# SUPPLIED DATA
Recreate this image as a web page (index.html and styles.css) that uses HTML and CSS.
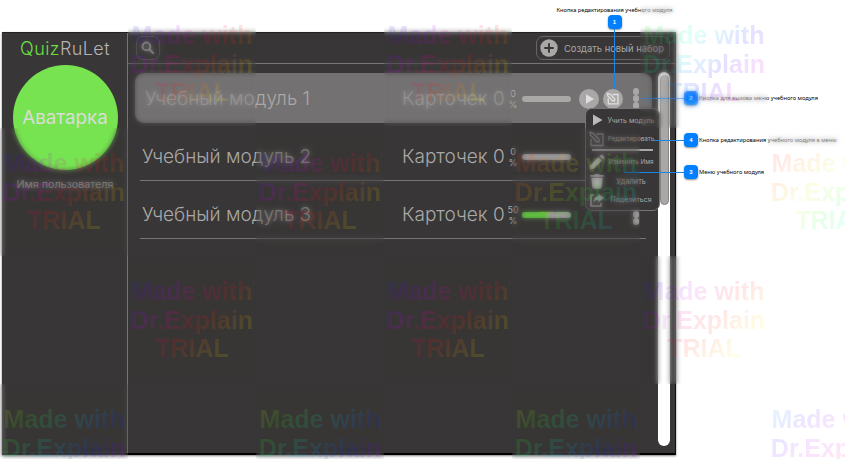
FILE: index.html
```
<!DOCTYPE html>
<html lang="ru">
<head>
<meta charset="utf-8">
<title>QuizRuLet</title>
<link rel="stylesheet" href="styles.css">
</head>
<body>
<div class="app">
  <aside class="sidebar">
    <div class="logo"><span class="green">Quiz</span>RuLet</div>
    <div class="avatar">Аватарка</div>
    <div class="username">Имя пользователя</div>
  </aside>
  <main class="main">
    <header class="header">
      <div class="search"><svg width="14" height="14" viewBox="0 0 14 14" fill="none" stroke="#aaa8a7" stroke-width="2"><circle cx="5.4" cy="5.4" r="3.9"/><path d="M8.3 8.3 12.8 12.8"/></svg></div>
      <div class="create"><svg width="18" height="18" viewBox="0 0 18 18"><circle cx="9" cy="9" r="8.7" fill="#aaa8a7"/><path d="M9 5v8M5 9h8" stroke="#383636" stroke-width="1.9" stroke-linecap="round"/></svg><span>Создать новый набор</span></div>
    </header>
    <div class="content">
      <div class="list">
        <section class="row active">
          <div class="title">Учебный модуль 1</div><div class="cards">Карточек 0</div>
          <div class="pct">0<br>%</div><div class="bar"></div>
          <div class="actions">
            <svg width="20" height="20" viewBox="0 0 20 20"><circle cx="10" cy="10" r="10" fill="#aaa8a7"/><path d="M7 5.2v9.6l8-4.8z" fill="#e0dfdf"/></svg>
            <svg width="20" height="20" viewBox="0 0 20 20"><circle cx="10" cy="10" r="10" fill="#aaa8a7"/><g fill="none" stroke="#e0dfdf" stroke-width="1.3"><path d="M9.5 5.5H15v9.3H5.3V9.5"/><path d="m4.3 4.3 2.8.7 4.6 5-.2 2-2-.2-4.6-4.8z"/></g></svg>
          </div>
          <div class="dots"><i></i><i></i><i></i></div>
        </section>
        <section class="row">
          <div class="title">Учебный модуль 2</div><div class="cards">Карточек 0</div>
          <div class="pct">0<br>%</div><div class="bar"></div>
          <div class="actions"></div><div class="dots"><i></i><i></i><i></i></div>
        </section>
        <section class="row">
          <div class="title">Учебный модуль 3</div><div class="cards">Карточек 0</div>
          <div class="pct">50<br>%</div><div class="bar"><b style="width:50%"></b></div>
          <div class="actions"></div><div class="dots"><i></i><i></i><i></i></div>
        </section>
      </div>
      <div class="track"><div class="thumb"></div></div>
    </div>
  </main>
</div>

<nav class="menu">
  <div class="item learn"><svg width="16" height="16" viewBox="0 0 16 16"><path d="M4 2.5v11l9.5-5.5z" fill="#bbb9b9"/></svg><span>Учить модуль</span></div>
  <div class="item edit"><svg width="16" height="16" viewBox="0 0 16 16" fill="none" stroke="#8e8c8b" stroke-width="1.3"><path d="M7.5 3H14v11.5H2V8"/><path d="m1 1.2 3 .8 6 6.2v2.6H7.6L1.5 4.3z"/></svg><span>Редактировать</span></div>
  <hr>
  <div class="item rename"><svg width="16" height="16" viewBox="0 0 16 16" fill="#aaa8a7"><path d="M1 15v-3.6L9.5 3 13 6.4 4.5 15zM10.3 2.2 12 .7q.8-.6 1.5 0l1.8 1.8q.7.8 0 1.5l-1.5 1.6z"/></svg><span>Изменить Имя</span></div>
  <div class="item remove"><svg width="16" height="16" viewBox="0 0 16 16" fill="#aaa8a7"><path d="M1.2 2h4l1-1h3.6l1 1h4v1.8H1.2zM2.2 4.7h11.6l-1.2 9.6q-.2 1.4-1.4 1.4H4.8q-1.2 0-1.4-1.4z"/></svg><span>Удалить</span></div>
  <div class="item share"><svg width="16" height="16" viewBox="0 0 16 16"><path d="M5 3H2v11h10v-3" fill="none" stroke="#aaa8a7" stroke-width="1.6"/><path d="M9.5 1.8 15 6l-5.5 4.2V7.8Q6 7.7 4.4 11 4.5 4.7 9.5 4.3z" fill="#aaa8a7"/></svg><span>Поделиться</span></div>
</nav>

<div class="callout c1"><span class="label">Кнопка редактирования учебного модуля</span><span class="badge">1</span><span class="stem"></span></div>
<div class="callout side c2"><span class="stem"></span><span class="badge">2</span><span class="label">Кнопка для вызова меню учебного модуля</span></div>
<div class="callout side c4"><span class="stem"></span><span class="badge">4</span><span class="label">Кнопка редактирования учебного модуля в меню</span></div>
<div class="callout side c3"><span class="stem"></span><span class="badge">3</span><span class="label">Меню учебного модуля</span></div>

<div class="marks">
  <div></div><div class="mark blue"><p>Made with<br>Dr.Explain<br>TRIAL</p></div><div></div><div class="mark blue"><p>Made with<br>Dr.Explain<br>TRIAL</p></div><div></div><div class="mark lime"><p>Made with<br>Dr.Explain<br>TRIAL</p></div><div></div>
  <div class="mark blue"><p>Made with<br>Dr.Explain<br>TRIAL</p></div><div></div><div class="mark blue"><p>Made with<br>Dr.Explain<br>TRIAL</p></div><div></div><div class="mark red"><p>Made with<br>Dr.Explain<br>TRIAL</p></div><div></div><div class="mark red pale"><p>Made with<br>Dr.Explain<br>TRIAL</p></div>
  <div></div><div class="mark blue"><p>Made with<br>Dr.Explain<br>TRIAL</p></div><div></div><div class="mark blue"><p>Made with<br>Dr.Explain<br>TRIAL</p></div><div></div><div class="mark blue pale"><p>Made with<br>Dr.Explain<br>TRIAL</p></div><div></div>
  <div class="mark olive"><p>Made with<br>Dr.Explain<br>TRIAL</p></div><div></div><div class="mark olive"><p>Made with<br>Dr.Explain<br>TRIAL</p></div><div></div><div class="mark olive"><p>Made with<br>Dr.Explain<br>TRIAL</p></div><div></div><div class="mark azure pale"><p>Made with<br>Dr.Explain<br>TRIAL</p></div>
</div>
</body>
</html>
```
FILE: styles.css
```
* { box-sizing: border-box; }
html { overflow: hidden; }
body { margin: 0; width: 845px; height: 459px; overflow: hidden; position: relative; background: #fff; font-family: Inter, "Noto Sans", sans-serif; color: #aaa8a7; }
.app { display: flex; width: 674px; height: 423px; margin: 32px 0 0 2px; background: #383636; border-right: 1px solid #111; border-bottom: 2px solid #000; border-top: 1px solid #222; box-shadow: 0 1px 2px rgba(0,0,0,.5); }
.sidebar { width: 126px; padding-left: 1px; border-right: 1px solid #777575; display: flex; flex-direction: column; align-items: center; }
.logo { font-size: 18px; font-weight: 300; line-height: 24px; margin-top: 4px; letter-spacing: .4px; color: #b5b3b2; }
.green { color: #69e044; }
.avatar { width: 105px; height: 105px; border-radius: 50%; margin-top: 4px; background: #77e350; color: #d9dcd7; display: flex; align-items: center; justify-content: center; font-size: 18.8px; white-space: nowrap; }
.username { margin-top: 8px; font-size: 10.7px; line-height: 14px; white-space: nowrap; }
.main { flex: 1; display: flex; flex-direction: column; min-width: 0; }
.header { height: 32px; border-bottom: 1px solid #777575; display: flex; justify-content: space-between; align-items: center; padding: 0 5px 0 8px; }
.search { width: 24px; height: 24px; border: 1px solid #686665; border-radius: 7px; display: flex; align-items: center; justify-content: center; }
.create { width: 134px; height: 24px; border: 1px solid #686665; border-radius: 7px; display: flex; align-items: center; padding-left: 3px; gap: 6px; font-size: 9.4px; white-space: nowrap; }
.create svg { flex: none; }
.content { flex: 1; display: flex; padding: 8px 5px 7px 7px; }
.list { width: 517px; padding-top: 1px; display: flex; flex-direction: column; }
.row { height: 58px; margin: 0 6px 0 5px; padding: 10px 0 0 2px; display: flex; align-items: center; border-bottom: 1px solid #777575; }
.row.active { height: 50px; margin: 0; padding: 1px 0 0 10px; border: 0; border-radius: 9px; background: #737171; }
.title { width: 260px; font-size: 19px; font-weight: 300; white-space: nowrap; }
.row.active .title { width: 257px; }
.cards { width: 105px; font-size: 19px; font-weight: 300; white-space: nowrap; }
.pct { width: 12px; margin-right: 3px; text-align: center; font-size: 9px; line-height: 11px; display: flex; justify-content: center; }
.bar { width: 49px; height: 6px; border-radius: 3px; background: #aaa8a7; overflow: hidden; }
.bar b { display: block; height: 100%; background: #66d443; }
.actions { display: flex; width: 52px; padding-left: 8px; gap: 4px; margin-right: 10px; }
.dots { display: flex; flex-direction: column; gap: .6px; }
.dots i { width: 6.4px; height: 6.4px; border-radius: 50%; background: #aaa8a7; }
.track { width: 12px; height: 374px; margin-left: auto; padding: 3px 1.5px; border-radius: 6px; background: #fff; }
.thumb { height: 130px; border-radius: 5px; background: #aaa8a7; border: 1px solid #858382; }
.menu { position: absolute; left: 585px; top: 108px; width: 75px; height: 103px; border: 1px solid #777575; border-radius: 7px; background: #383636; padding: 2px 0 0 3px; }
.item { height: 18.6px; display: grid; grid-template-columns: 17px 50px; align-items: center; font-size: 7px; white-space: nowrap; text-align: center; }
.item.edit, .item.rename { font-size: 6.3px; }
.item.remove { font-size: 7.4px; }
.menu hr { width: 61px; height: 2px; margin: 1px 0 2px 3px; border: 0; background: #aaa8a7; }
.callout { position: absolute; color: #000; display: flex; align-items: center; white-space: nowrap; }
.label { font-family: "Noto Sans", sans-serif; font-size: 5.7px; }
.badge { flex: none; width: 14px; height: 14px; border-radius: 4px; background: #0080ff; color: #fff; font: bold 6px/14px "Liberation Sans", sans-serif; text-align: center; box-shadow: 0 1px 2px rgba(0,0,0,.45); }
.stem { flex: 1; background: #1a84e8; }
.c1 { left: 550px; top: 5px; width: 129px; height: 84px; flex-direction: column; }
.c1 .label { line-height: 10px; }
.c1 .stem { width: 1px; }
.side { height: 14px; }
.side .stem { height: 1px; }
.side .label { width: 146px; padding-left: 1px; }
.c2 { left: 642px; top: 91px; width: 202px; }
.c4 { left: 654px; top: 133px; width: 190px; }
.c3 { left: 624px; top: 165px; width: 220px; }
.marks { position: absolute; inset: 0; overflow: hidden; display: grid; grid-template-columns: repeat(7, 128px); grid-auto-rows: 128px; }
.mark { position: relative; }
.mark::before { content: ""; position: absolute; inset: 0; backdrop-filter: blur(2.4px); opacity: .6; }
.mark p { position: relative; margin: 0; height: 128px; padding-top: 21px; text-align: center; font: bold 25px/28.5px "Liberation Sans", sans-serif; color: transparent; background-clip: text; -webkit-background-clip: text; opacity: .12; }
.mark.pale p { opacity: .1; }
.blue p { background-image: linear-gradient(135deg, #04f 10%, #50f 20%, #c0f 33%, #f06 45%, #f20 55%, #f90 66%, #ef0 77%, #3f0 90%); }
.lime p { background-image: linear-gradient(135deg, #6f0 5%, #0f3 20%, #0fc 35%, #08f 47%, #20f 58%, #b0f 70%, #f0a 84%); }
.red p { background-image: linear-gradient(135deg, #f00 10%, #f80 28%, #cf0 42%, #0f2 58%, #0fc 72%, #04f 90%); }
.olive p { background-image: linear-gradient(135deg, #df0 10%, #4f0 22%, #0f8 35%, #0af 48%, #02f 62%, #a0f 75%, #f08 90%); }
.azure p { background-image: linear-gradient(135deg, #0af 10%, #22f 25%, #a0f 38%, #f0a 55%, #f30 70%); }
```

# SET EXERCISE
All lines above with "index" in them should be returned.

# THE COMPLETED TASK
Recreate this image as a web page (index.html and styles.css) that uses HTML and CSS.
FILE: index.html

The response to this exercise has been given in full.